→ **Material**
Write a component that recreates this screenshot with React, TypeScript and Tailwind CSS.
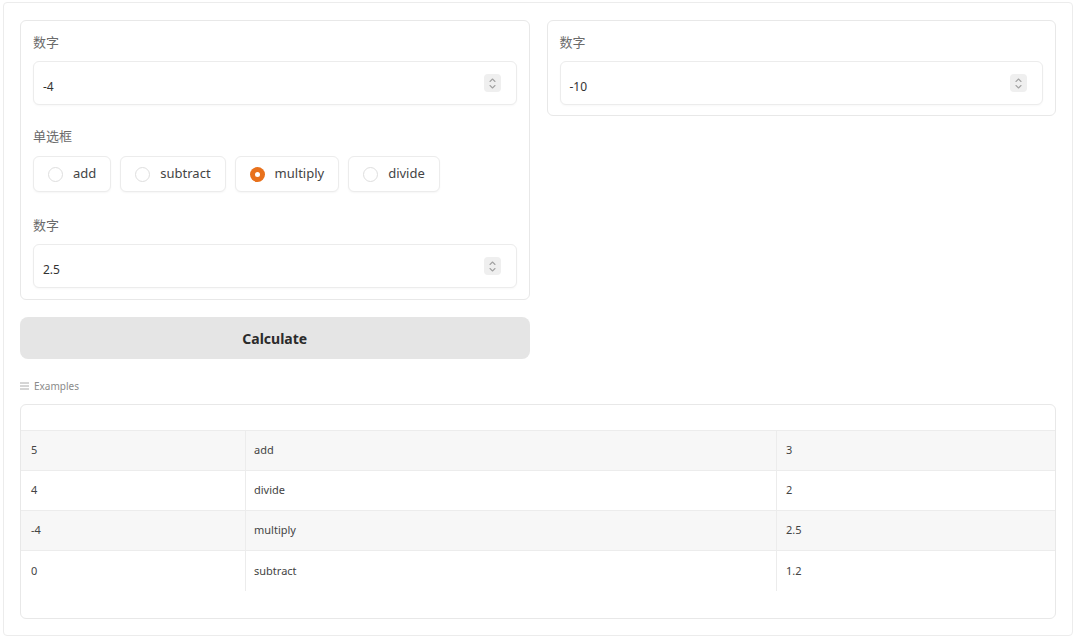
import React from "react"

const font = { fontFamily: '"Noto Sans", "Noto Sans CJK SC", sans-serif' }

function Spinner() {
  return (
    <div className="flex h-[18px] w-[17px] items-center justify-center rounded-sm bg-[#efefef]">
      <svg width="9" height="13" viewBox="0 0 9 13" fill="none" stroke="#a3a3a3" strokeWidth="1.1" strokeLinecap="round" strokeLinejoin="round">
        <path d="M2 4.5 L4.5 2 L7 4.5" />
        <path d="M2 8.5 L4.5 11 L7 8.5" />
      </svg>
    </div>
  )
}

function NumberField({ label, value }: { label: string; value: string }) {
  return (
    <div>
      <div className="mb-[9px] text-[13px] leading-[20px] text-[#6b6b6b]">{label}</div>
      <div className="flex h-[44px] items-center justify-between rounded-md border border-[#ececec] bg-white pl-[9px] pr-[15px] shadow-[0_1px_2px_rgba(0,0,0,0.03)]">
        <span className="pt-[8px] text-[12px] leading-[16px] text-[#333]">{value}</span>
        <Spinner />
      </div>
    </div>
  )
}

function Radio({ label, checked }: { label: string; checked?: boolean }) {
  return (
    <div className="flex h-[36px] items-center gap-[10px] rounded-md border border-[#ececec] bg-white px-[14px] shadow-[0_1px_2px_rgba(0,0,0,0.04)]">
      {checked ? (
        <span className="flex h-[15px] w-[15px] items-center justify-center rounded-full bg-[#e8711c]">
          <span className="h-[5px] w-[5px] rounded-full bg-white" />
        </span>
      ) : (
        <span className="h-[15px] w-[15px] rounded-full border border-[#dedede] bg-white" />
      )}
      <span className="text-[13px] text-[#444]">{label}</span>
    </div>
  )
}

const rows = [
  ["5", "add", "3"],
  ["4", "divide", "2"],
  ["-4", "multiply", "2.5"],
  ["0", "subtract", "1.2"],
]

export default function App() {
  return (
    <div className="h-[638px] w-[1077px] bg-white pl-[3px] pt-[2px]" style={font}>
      <div className="h-[634px] w-[1070px] rounded-sm border border-[#ececec] px-[16px] pt-[17px]">
        <div className="grid grid-cols-2 items-start gap-x-[17px]">
          <div>
            <div className="rounded-md border border-[#e8e8e8] px-[12px] pb-[11px] pt-[11px]">
              <NumberField label="数字" value="-4" />
              <div className="mb-[10px] mt-[21px] text-[13px] leading-[20px] text-[#6b6b6b]">单选框</div>
              <div className="flex gap-[9px]">
                <Radio label="add" />
                <Radio label="subtract" />
                <Radio label="multiply" checked />
                <Radio label="divide" />
              </div>
              <div className="mt-[23px]">
                <NumberField label="数字" value="2.5" />
              </div>
            </div>
            <button className="mt-[17px] flex h-[42px] w-full items-center justify-center rounded-lg bg-[#e5e5e5] text-[14px] font-bold text-[#2b2b2b]">
              Calculate
            </button>
          </div>
          <div className="rounded-md border border-[#e8e8e8] px-[12px] pb-[10px] pt-[11px]">
            <NumberField label="数字" value="-10" />
          </div>
        </div>

        <div className="mt-[20px] flex items-center gap-[5px] text-[10px] leading-[14px] text-[#8a8a8a]">
          <svg width="9" height="8" viewBox="0 0 9 8" stroke="#a3a3a3" strokeWidth="0.9">
            <path d="M0 1 H9 M0 4 H9 M0 7 H9" />
          </svg>
          <span>Examples</span>
        </div>

        <div className="mt-[11px] h-[215px] overflow-hidden rounded-md border border-[#e8e8e8] text-[11px] text-[#444]">
          <div className="h-[26px] border-b border-[#ececec]" />
          {rows.map((r, i) => (
            <div
              key={i}
              className={`grid h-[40px] grid-cols-[225px_531px_1fr] items-center ${i % 2 === 0 ? "bg-[#f7f7f7]" : "bg-white"} ${i < rows.length - 1 ? "border-b border-[#ececec]" : ""}`}
            >
              <div className="flex h-full items-center border-r border-[#ececec] pl-[10px]">{r[0]}</div>
              <div className="flex h-full items-center border-r border-[#ececec] pl-[8px]">{r[1]}</div>
              <div className="flex h-full items-center pl-[9px]">{r[2]}</div>
            </div>
          ))}
        </div>
      </div>
    </div>
  )
}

→ **Work required**
Restate the entire listing word for word, excluding pictures.

→ **Result of this exercise**
Write a component that recreates this screenshot with React, TypeScript and Tailwind CSS.
import React from "react"

const font = { fontFamily: '"Noto Sans", "Noto Sans CJK SC", sans-serif' }

function Spinner() {
  return (
    <div className="flex h-[18px] w-[17px] items-center justify-center rounded-sm bg-[#efefef]">
      <svg width="9" height="13" viewBox="0 0 9 13" fill="none" stroke="#a3a3a3" strokeWidth="1.1" strokeLinecap="round" strokeLinejoin="round">
        <path d="M2 4.5 L4.5 2 L7 4.5" />
        <path d="M2 8.5 L4.5 11 L7 8.5" />
      </svg>
    </div>
  )
}

function NumberField({ label, value }: { label: string; value: string }) {
  return (
    <div>
      <div className="mb-[9px] text-[13px] leading-[20px] text-[#6b6b6b]">{label}</div>
      <div className="flex h-[44px] items-center justify-between rounded-md border border-[#ececec] bg-white pl-[9px] pr-[15px] shadow-[0_1px_2px_rgba(0,0,0,0.03)]">
        <span className="pt-[8px] text-[12px] leading-[16px] text-[#333]">{value}</span>
        <Spinner />
      </div>
    </div>
  )
}

function Radio({ label, checked }: { label: string; checked?: boolean }) {
  return (
    <div className="flex h-[36px] items-center gap-[10px] rounded-md border border-[#ececec] bg-white px-[14px] shadow-[0_1px_2px_rgba(0,0,0,0.04)]">
      {checked ? (
        <span className="flex h-[15px] w-[15px] items-center justify-center rounded-full bg-[#e8711c]">
          <span className="h-[5px] w-[5px] rounded-full bg-white" />
        </span>
      ) : (
        <span className="h-[15px] w-[15px] rounded-full border border-[#dedede] bg-white" />
      )}
      <span className="text-[13px] text-[#444]">{label}</span>
    </div>
  )
}

const rows = [
  ["5", "add", "3"],
  ["4", "divide", "2"],
  ["-4", "multiply", "2.5"],
  ["0", "subtract", "1.2"],
]

export default function App() {
  return (
    <div className="h-[638px] w-[1077px] bg-white pl-[3px] pt-[2px]" style={font}>
      <div className="h-[634px] w-[1070px] rounded-sm border border-[#ececec] px-[16px] pt-[17px]">
        <div className="grid grid-cols-2 items-start gap-x-[17px]">
          <div>
            <div className="rounded-md border border-[#e8e8e8] px-[12px] pb-[11px] pt-[11px]">
              <NumberField label="数字" value="-4" />
              <div className="mb-[10px] mt-[21px] text-[13px] leading-[20px] text-[#6b6b6b]">单选框</div>
              <div className="flex gap-[9px]">
                <Radio label="add" />
                <Radio label="subtract" />
                <Radio label="multiply" checked />
                <Radio label="divide" />
              </div>
              <div className="mt-[23px]">
                <NumberField label="数字" value="2.5" />
              </div>
            </div>
            <button className="mt-[17px] flex h-[42px] w-full items-center justify-center rounded-lg bg-[#e5e5e5] text-[14px] font-bold text-[#2b2b2b]">
              Calculate
            </button>
          </div>
          <div className="rounded-md border border-[#e8e8e8] px-[12px] pb-[10px] pt-[11px]">
            <NumberField label="数字" value="-10" />
          </div>
        </div>

        <div className="mt-[20px] flex items-center gap-[5px] text-[10px] leading-[14px] text-[#8a8a8a]">
          <svg width="9" height="8" viewBox="0 0 9 8" stroke="#a3a3a3" strokeWidth="0.9">
            <path d="M0 1 H9 M0 4 H9 M0 7 H9" />
          </svg>
          <span>Examples</span>
        </div>

        <div className="mt-[11px] h-[215px] overflow-hidden rounded-md border border-[#e8e8e8] text-[11px] text-[#444]">
          <div className="h-[26px] border-b border-[#ececec]" />
          {rows.map((r, i) => (
            <div
              key={i}
              className={`grid h-[40px] grid-cols-[225px_531px_1fr] items-center ${i % 2 === 0 ? "bg-[#f7f7f7]" : "bg-white"} ${i < rows.length - 1 ? "border-b border-[#ececec]" : ""}`}
            >
              <div className="flex h-full items-center border-r border-[#ececec] pl-[10px]">{r[0]}</div>
              <div className="flex h-full items-center border-r border-[#ececec] pl-[8px]">{r[1]}</div>
              <div className="flex h-full items-center pl-[9px]">{r[2]}</div>
            </div>
          ))}
        </div>
      </div>
    </div>
  )
}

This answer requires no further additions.